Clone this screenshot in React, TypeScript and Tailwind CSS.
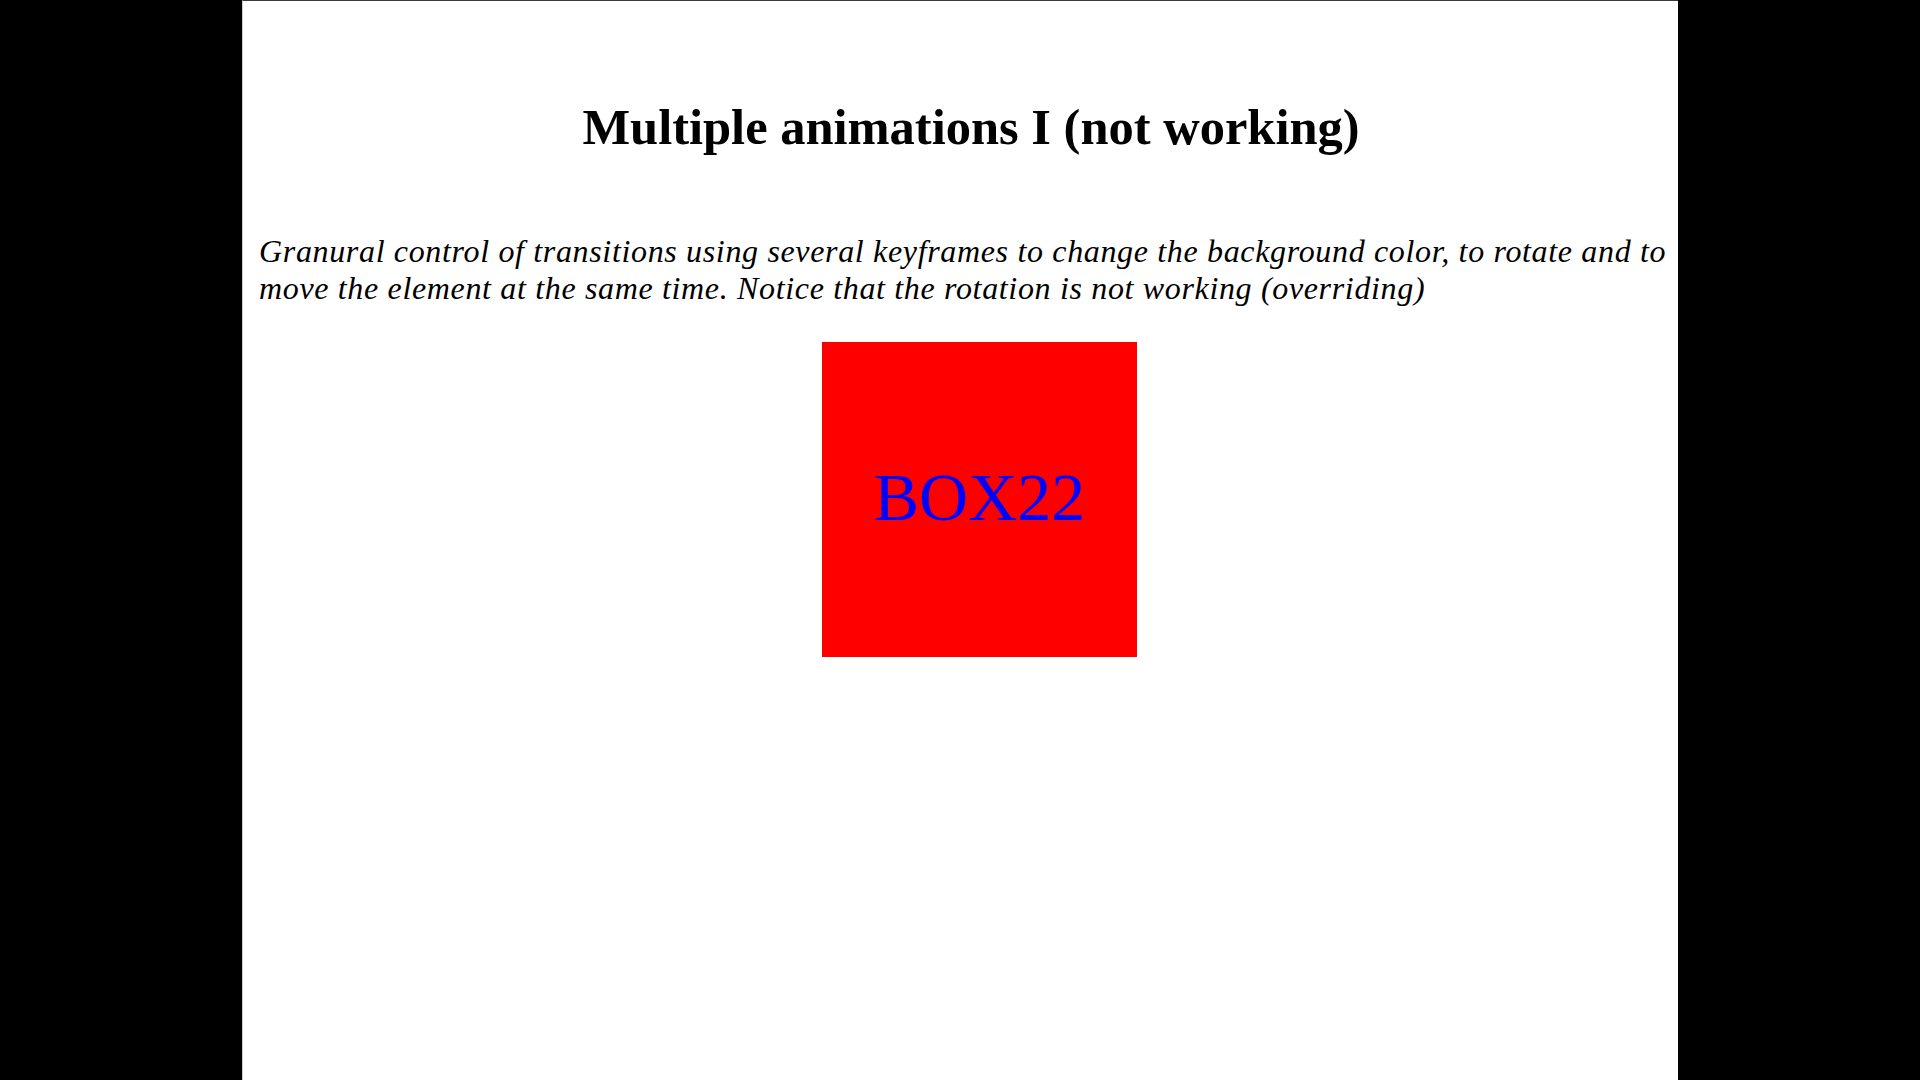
export default function App() {
  return (
    <div className="flex h-screen w-full justify-center bg-black">
      <div className="h-full w-[1436px] border-t border-l border-t-[#3a3a3a] border-l-[#d0d0d0] bg-white pt-[101px] pl-[16px] font-['Liberation_Serif',serif] text-black">
        <h1 className="pl-[5px] text-center text-[50.5px] leading-none font-bold">Multiple animations I (not working)</h1>
        <p className="mt-[80px] text-[32px] leading-[37px] tracking-[0.66px] italic whitespace-nowrap">
          Granural control of transitions using several keyframes to change the background color, to rotate and to
          <br />
          move the element at the same time. Notice that the rotation is not working (overriding)
        </p>
        <div className="mt-[35px] ml-[563px] flex h-[315px] w-[315px] items-center justify-center bg-[#ff0000]">
          <span className="pb-[5px] text-[68px] leading-none text-[#0000ff]">BOX22</span>
        </div>
      </div>
    </div>
  );
}
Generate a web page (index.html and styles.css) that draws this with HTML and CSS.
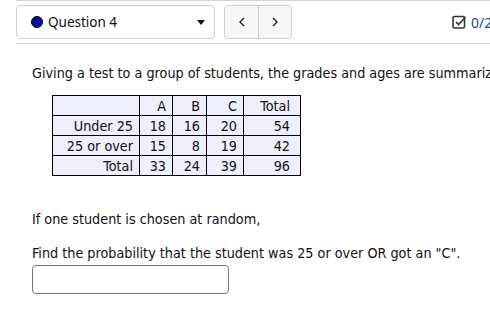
FILE: index.html
```html
<!DOCTYPE html>
<html>
<head>
<meta charset="utf-8">
<link rel="stylesheet" href="styles.css">
</head>
<body>
<div class="topbar">
  <div class="qselect">
    <span class="dot"></span>
    <span class="qlabel">Question 4</span>
    <svg class="caret" width="8" height="5" viewBox="0 0 8 5"><path d="M0 0H8L4 5Z" fill="#111"/></svg>
  </div>
  <div class="nav">
    <button class="navbtn"><svg width="8" height="10" viewBox="0 0 8 10"><path d="M6 1L2 5L6 9" fill="none" stroke="#222" stroke-width="1.4"/></svg></button>
    <button class="navbtn"><svg width="8" height="10" viewBox="0 0 8 10"><path d="M2 1L6 5L2 9" fill="none" stroke="#222" stroke-width="1.4"/></svg></button>
  </div>
  <div class="score">
    <svg width="15" height="14" viewBox="0 0 15 14"><rect x="1" y="1.5" width="11.5" height="11.5" rx="1.5" fill="none" stroke="#333" stroke-width="1.6"/><path d="M4 7L6.5 9.5L13.5 2" fill="none" stroke="#333" stroke-width="1.7"/></svg>
    <span class="scoretext">0/2</span>
  </div>
</div>
<div class="question">
  <p class="intro">Giving a test to a group of students, the grades and ages are summarized below</p>
  <table class="stats">
    <tr><th class="c0"></th><th class="c1">A</th><th class="c2">B</th><th class="c3">C</th><th class="c4">Total</th></tr>
    <tr><td class="c0">Under 25</td><td>18</td><td>16</td><td>20</td><td class="c4">54</td></tr>
    <tr><td class="c0">25 or over</td><td>15</td><td>8</td><td>19</td><td class="c4">42</td></tr>
    <tr><td class="c0">Total</td><td>33</td><td>24</td><td>39</td><td class="c4">96</td></tr>
  </table>
  <p class="line1">If one student is chosen at random,</p>
  <p class="line2">Find the probability that the student was 25 or over OR got an "C".</p>
  <input class="answer" type="text">
</div>
</body>
</html>
```
FILE: styles.css
```css
html, body {
  margin: 0;
  padding: 0;
  background: #fff;
  overflow: hidden;
  width: 490px;
  height: 315px;
}
body {
  font-family: "DejaVu Sans Condensed", "DejaVu Sans", sans-serif;
  font-stretch: condensed;
  color: #111;
}
.topbar {
  margin-left: 16px;
  width: 520px;
  border-top: 1px solid #d4d4d4;
  border-bottom: 1px solid #d4d4d4;
  padding: 4px 0 4px 0;
  display: flex;
  align-items: center;
  font-family: "Noto Sans", sans-serif;
  font-stretch: normal;
}
.qselect {
  width: 197px;
  height: 32px;
  border: 1px solid #d0d0d0;
  border-radius: 4px;
  display: flex;
  align-items: center;
}
.dot {
  width: 10px;
  height: 10px;
  border-radius: 50%;
  background: #0a0a9e;
  border: 1px solid #000;
  margin-left: 14px;
}
.qlabel {
  font-size: 13.5px;
  color: #111;
  margin-left: 5px;
  flex: 1;
}
.caret {
  margin-right: 9px;
}
.nav {
  margin-left: 9px;
  display: flex;
  border: 1px solid #d0d0d0;
  border-radius: 4px;
  background: #f7f7f7;
  height: 32px;
}
.navbtn {
  width: 33px;
  height: 32px;
  border: none;
  background: transparent;
  padding: 0;
  display: flex;
  align-items: center;
  justify-content: center;
}
.navbtn + .navbtn {
  border-left: 1px solid #d0d0d0;
}
.score {
  margin-left: 160px;
  display: flex;
  align-items: center;
  gap: 4px;
}
.scoretext {
  font-size: 14px;
  color: #1b4a86;
}
.question {
  padding-left: 32px;
  font-size: 14.25px;
  white-space: nowrap;
}
.intro {
  margin: 21px 0 0 0;
  line-height: 17px;
}
.stats {
  margin: 13px 0 0 20px;
  border-collapse: collapse;
  background: #eeeefc;
  font-size: 14.25px;
}
.stats th, .stats td {
  border: 1px solid #000;
  height: 19px;
  padding: 0 6px 0 4px;
  text-align: right;
  font-weight: normal;
  line-height: 18px;
}
.stats .c0 { width: 76px; }
.stats .c1 { width: 22px; }
.stats .c2 { width: 23px; }
.stats .c3 { width: 26px; }
.stats .c4 { width: 46px; padding-right: 10px; padding-left: 0; }
.line1 {
  margin: 35px 0 0 0;
  line-height: 17px;
}
.line2 {
  margin: 17px 0 0 0;
  line-height: 17px;
}
.answer {
  display: block;
  margin-top: 3px;
  width: 197px;
  height: 29px;
  box-sizing: border-box;
  border: 1px solid #777;
  border-radius: 4px;
}
```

= = = = =

== TASK TO COMPLETE ==
Could you reproduce every record above exactly, leaving out the pictures?

== ANSWER FOR THE TASK ==
Clone this screenshot in React, TypeScript and Tailwind CSS.
export default function App() {
  return (
    <div className="flex h-screen w-full justify-center bg-black">
      <div className="h-full w-[1436px] border-t border-l border-t-[#3a3a3a] border-l-[#d0d0d0] bg-white pt-[101px] pl-[16px] font-['Liberation_Serif',serif] text-black">
        <h1 className="pl-[5px] text-center text-[50.5px] leading-none font-bold">Multiple animations I (not working)</h1>
        <p className="mt-[80px] text-[32px] leading-[37px] tracking-[0.66px] italic whitespace-nowrap">
          Granural control of transitions using several keyframes to change the background color, to rotate and to
          <br />
          move the element at the same time. Notice that the rotation is not working (overriding)
        </p>
        <div className="mt-[35px] ml-[563px] flex h-[315px] w-[315px] items-center justify-center bg-[#ff0000]">
          <span className="pb-[5px] text-[68px] leading-none text-[#0000ff]">BOX22</span>
        </div>
      </div>
    </div>
  );
}
Generate a web page (index.html and styles.css) that draws this with HTML and CSS.
FILE: index.html
```html
<!DOCTYPE html>
<html>
<head>
<meta charset="utf-8">
<link rel="stylesheet" href="styles.css">
</head>
<body>
<div class="topbar">
  <div class="qselect">
    <span class="dot"></span>
    <span class="qlabel">Question 4</span>
    <svg class="caret" width="8" height="5" viewBox="0 0 8 5"><path d="M0 0H8L4 5Z" fill="#111"/></svg>
  </div>
  <div class="nav">
    <button class="navbtn"><svg width="8" height="10" viewBox="0 0 8 10"><path d="M6 1L2 5L6 9" fill="none" stroke="#222" stroke-width="1.4"/></svg></button>
    <button class="navbtn"><svg width="8" height="10" viewBox="0 0 8 10"><path d="M2 1L6 5L2 9" fill="none" stroke="#222" stroke-width="1.4"/></svg></button>
  </div>
  <div class="score">
    <svg width="15" height="14" viewBox="0 0 15 14"><rect x="1" y="1.5" width="11.5" height="11.5" rx="1.5" fill="none" stroke="#333" stroke-width="1.6"/><path d="M4 7L6.5 9.5L13.5 2" fill="none" stroke="#333" stroke-width="1.7"/></svg>
    <span class="scoretext">0/2</span>
  </div>
</div>
<div class="question">
  <p class="intro">Giving a test to a group of students, the grades and ages are summarized below</p>
  <table class="stats">
    <tr><th class="c0"></th><th class="c1">A</th><th class="c2">B</th><th class="c3">C</th><th class="c4">Total</th></tr>
    <tr><td class="c0">Under 25</td><td>18</td><td>16</td><td>20</td><td class="c4">54</td></tr>
    <tr><td class="c0">25 or over</td><td>15</td><td>8</td><td>19</td><td class="c4">42</td></tr>
    <tr><td class="c0">Total</td><td>33</td><td>24</td><td>39</td><td class="c4">96</td></tr>
  </table>
  <p class="line1">If one student is chosen at random,</p>
  <p class="line2">Find the probability that the student was 25 or over OR got an "C".</p>
  <input class="answer" type="text">
</div>
</body>
</html>
```
FILE: styles.css
```css
html, body {
  margin: 0;
  padding: 0;
  background: #fff;
  overflow: hidden;
  width: 490px;
  height: 315px;
}
body {
  font-family: "DejaVu Sans Condensed", "DejaVu Sans", sans-serif;
  font-stretch: condensed;
  color: #111;
}
.topbar {
  margin-left: 16px;
  width: 520px;
  border-top: 1px solid #d4d4d4;
  border-bottom: 1px solid #d4d4d4;
  padding: 4px 0 4px 0;
  display: flex;
  align-items: center;
  font-family: "Noto Sans", sans-serif;
  font-stretch: normal;
}
.qselect {
  width: 197px;
  height: 32px;
  border: 1px solid #d0d0d0;
  border-radius: 4px;
  display: flex;
  align-items: center;
}
.dot {
  width: 10px;
  height: 10px;
  border-radius: 50%;
  background: #0a0a9e;
  border: 1px solid #000;
  margin-left: 14px;
}
.qlabel {
  font-size: 13.5px;
  color: #111;
  margin-left: 5px;
  flex: 1;
}
.caret {
  margin-right: 9px;
}
.nav {
  margin-left: 9px;
  display: flex;
  border: 1px solid #d0d0d0;
  border-radius: 4px;
  background: #f7f7f7;
  height: 32px;
}
.navbtn {
  width: 33px;
  height: 32px;
  border: none;
  background: transparent;
  padding: 0;
  display: flex;
  align-items: center;
  justify-content: center;
}
.navbtn + .navbtn {
  border-left: 1px solid #d0d0d0;
}
.score {
  margin-left: 160px;
  display: flex;
  align-items: center;
  gap: 4px;
}
.scoretext {
  font-size: 14px;
  color: #1b4a86;
}
.question {
  padding-left: 32px;
  font-size: 14.25px;
  white-space: nowrap;
}
.intro {
  margin: 21px 0 0 0;
  line-height: 17px;
}
.stats {
  margin: 13px 0 0 20px;
  border-collapse: collapse;
  background: #eeeefc;
  font-size: 14.25px;
}
.stats th, .stats td {
  border: 1px solid #000;
  height: 19px;
  padding: 0 6px 0 4px;
  text-align: right;
  font-weight: normal;
  line-height: 18px;
}
.stats .c0 { width: 76px; }
.stats .c1 { width: 22px; }
.stats .c2 { width: 23px; }
.stats .c3 { width: 26px; }
.stats .c4 { width: 46px; padding-right: 10px; padding-left: 0; }
.line1 {
  margin: 35px 0 0 0;
  line-height: 17px;
}
.line2 {
  margin: 17px 0 0 0;
  line-height: 17px;
}
.answer {
  display: block;
  margin-top: 3px;
  width: 197px;
  height: 29px;
  box-sizing: border-box;
  border: 1px solid #777;
  border-radius: 4px;
}
```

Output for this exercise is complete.